» **Aim**
Copy out the listing that follows, exactly, without its pictures.

"""

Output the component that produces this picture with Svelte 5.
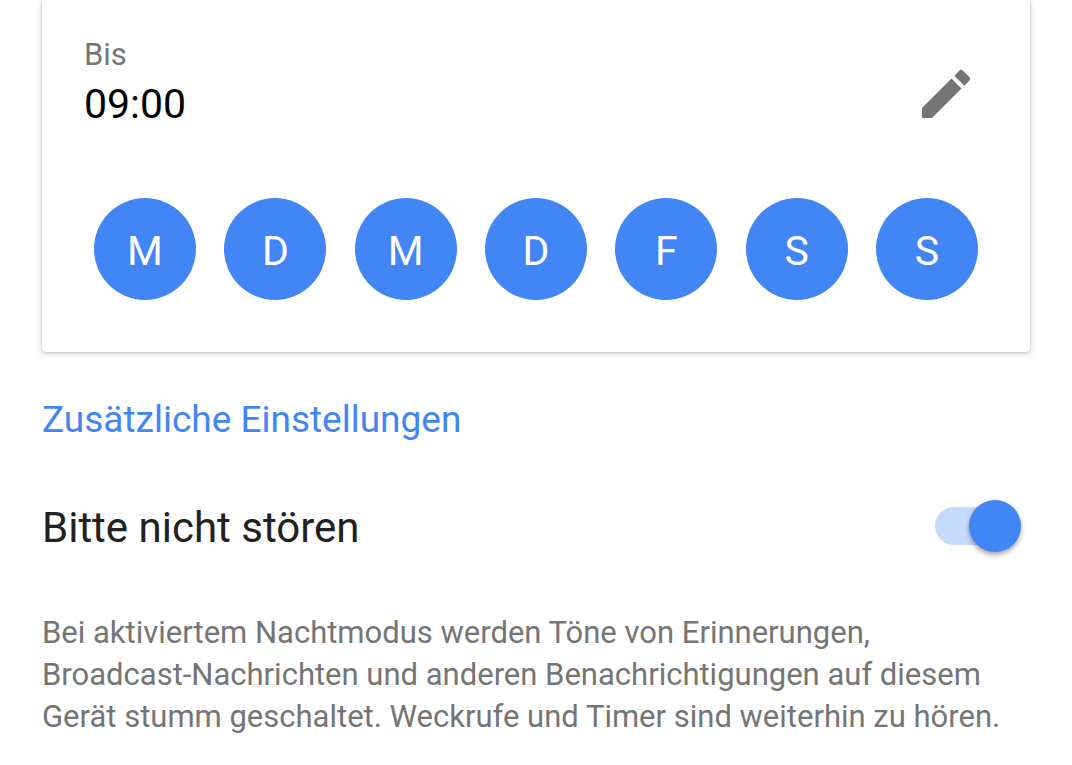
<script>
	// Days the schedule repeats on, Monday first
	let days = $state([
		{ letter: 'M', name: 'Montag', on: true },
		{ letter: 'D', name: 'Dienstag', on: true },
		{ letter: 'M', name: 'Mittwoch', on: true },
		{ letter: 'D', name: 'Donnerstag', on: true },
		{ letter: 'F', name: 'Freitag', on: true },
		{ letter: 'S', name: 'Samstag', on: true },
		{ letter: 'S', name: 'Sonntag', on: true },
	])
	let until = $state('09:00')
	let doNotDisturb = $state(true)
</script>

<main>
	<section class="card">
		<div class="time">
			<div>
				<div class="label">Bis</div>
				<div class="value">{until}</div>
			</div>
			<button class="edit" aria-label="Endzeit bearbeiten">
				<svg viewBox="0 0 24 24" aria-hidden="true">
					<path d="M3 17.25V21h3.75L17.81 9.94l-3.75-3.75L3 17.25zM20.71 7.04a.996.996 0 0 0 0-1.41l-2.34-2.34a.996.996 0 0 0-1.41 0l-1.83 1.83 3.75 3.75 1.83-1.83z" />
				</svg>
			</button>
		</div>
		<div class="days">
			{#each days as day}
				<button class="day" class:off={!day.on} aria-label={day.name} aria-pressed={day.on} onclick={() => (day.on = !day.on)}>{day.letter}</button>
			{/each}
		</div>
	</section>

	<h2>Zusätzliche Einstellungen</h2>

	<div class="setting">
		<label for="dnd">Bitte nicht stören</label>
		<input id="dnd" class="switch" type="checkbox" role="switch" bind:checked={doNotDisturb} />
	</div>

	<p>
		Bei aktiviertem Nachtmodus werden Töne von Erinnerungen, Broadcast-Nachrichten und anderen Benachrichtigungen auf diesem Gerät stumm geschaltet. Weckrufe und Timer sind weiterhin zu hören.
	</p>
</main>

<style>
	:global(body) {
		background: #fff;
		font-family: Roboto, sans-serif;
	}

	main {
		padding: 0 42px 32px;
	}

	.card {
		padding: 36px 52px 52px 42px;
		border-radius: 0 0 4px 4px;
		box-shadow: 0 0 2px rgba(0, 0, 0, 0.2), 0 2px 6px rgba(0, 0, 0, 0.2);
	}

	.time {
		display: flex;
		align-items: flex-end;
		justify-content: space-between;
	}

	.label {
		color: #757575;
		font-size: 31px;
		line-height: 38px;
	}

	.value {
		color: #000;
		font-size: 41px;
		line-height: 60px;
	}

	button {
		padding: 0;
		border: 0;
		font-family: inherit;
		cursor: pointer;
	}

	.edit {
		margin-bottom: 8px;
		background: none;
	}

	.edit svg {
		display: block;
		width: 64px;
		height: 64px;
		fill: #757575;
	}

	.days {
		display: flex;
		justify-content: space-between;
		margin-top: 64px;
		padding-left: 10px;
	}

	.day {
		width: 102px;
		height: 102px;
		padding-top: 4px;
		border-radius: 50%;
		background: #4285f4;
		color: #fff;
		font-size: 41px;
		line-height: 50px;
	}

	.day.off {
		background: #e0e0e0;
		color: #757575;
	}

	h2 {
		margin: 42px 0 0;
		color: #4285f4;
		font-size: 37px;
		font-weight: 400;
		line-height: 52px;
	}

	.setting {
		display: flex;
		align-items: center;
		justify-content: space-between;
		margin-top: 54px;
		padding-right: 9px;
		color: #212121;
		font-size: 42px;
		line-height: 56px;
	}

	.switch {
		appearance: none;
		display: grid;
		align-items: center;
		width: 86px;
		height: 52px;
		margin: 0 0 4px;
	}

	/* track and thumb share the one grid cell */
	.switch::before,
	.switch::after {
		content: '';
		grid-area: 1 / 1;
	}

	.switch::before {
		height: 38px;
		border-radius: 19px;
		background: #bdbdbd;
	}

	.switch::after {
		width: 52px;
		height: 52px;
		border-radius: 50%;
		background: #fafafa;
		box-shadow: 0 3px 5px rgba(0, 0, 0, 0.35);
	}

	.switch:checked::before {
		background: #c6dafc;
	}

	.switch:checked::after {
		justify-self: end;
		background: #4285f4;
	}

	p {
		margin: 56px 0 0;
		padding-right: 16px;
		color: #757575;
		font-size: 31px;
		line-height: 42px;
	}
</style>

"""

» **Result of this exercise**
Output the component that produces this picture with Svelte 5.
<script>
	// Days the schedule repeats on, Monday first
	let days = $state([
		{ letter: 'M', name: 'Montag', on: true },
		{ letter: 'D', name: 'Dienstag', on: true },
		{ letter: 'M', name: 'Mittwoch', on: true },
		{ letter: 'D', name: 'Donnerstag', on: true },
		{ letter: 'F', name: 'Freitag', on: true },
		{ letter: 'S', name: 'Samstag', on: true },
		{ letter: 'S', name: 'Sonntag', on: true },
	])
	let until = $state('09:00')
	let doNotDisturb = $state(true)
</script>

<main>
	<section class="card">
		<div class="time">
			<div>
				<div class="label">Bis</div>
				<div class="value">{until}</div>
			</div>
			<button class="edit" aria-label="Endzeit bearbeiten">
				<svg viewBox="0 0 24 24" aria-hidden="true">
					<path d="M3 17.25V21h3.75L17.81 9.94l-3.75-3.75L3 17.25zM20.71 7.04a.996.996 0 0 0 0-1.41l-2.34-2.34a.996.996 0 0 0-1.41 0l-1.83 1.83 3.75 3.75 1.83-1.83z" />
				</svg>
			</button>
		</div>
		<div class="days">
			{#each days as day}
				<button class="day" class:off={!day.on} aria-label={day.name} aria-pressed={day.on} onclick={() => (day.on = !day.on)}>{day.letter}</button>
			{/each}
		</div>
	</section>

	<h2>Zusätzliche Einstellungen</h2>

	<div class="setting">
		<label for="dnd">Bitte nicht stören</label>
		<input id="dnd" class="switch" type="checkbox" role="switch" bind:checked={doNotDisturb} />
	</div>

	<p>
		Bei aktiviertem Nachtmodus werden Töne von Erinnerungen, Broadcast-Nachrichten und anderen Benachrichtigungen auf diesem Gerät stumm geschaltet. Weckrufe und Timer sind weiterhin zu hören.
	</p>
</main>

<style>
	:global(body) {
		background: #fff;
		font-family: Roboto, sans-serif;
	}

	main {
		padding: 0 42px 32px;
	}

	.card {
		padding: 36px 52px 52px 42px;
		border-radius: 0 0 4px 4px;
		box-shadow: 0 0 2px rgba(0, 0, 0, 0.2), 0 2px 6px rgba(0, 0, 0, 0.2);
	}

	.time {
		display: flex;
		align-items: flex-end;
		justify-content: space-between;
	}

	.label {
		color: #757575;
		font-size: 31px;
		line-height: 38px;
	}

	.value {
		color: #000;
		font-size: 41px;
		line-height: 60px;
	}

	button {
		padding: 0;
		border: 0;
		font-family: inherit;
		cursor: pointer;
	}

	.edit {
		margin-bottom: 8px;
		background: none;
	}

	.edit svg {
		display: block;
		width: 64px;
		height: 64px;
		fill: #757575;
	}

	.days {
		display: flex;
		justify-content: space-between;
		margin-top: 64px;
		padding-left: 10px;
	}

	.day {
		width: 102px;
		height: 102px;
		padding-top: 4px;
		border-radius: 50%;
		background: #4285f4;
		color: #fff;
		font-size: 41px;
		line-height: 50px;
	}

	.day.off {
		background: #e0e0e0;
		color: #757575;
	}

	h2 {
		margin: 42px 0 0;
		color: #4285f4;
		font-size: 37px;
		font-weight: 400;
		line-height: 52px;
	}

	.setting {
		display: flex;
		align-items: center;
		justify-content: space-between;
		margin-top: 54px;
		padding-right: 9px;
		color: #212121;
		font-size: 42px;
		line-height: 56px;
	}

	.switch {
		appearance: none;
		display: grid;
		align-items: center;
		width: 86px;
		height: 52px;
		margin: 0 0 4px;
	}

	/* track and thumb share the one grid cell */
	.switch::before,
	.switch::after {
		content: '';
		grid-area: 1 / 1;
	}

	.switch::before {
		height: 38px;
		border-radius: 19px;
		background: #bdbdbd;
	}

	.switch::after {
		width: 52px;
		height: 52px;
		border-radius: 50%;
		background: #fafafa;
		box-shadow: 0 3px 5px rgba(0, 0, 0, 0.35);
	}

	.switch:checked::before {
		background: #c6dafc;
	}

	.switch:checked::after {
		justify-self: end;
		background: #4285f4;
	}

	p {
		margin: 56px 0 0;
		padding-right: 16px;
		color: #757575;
		font-size: 31px;
		line-height: 42px;
	}
</style>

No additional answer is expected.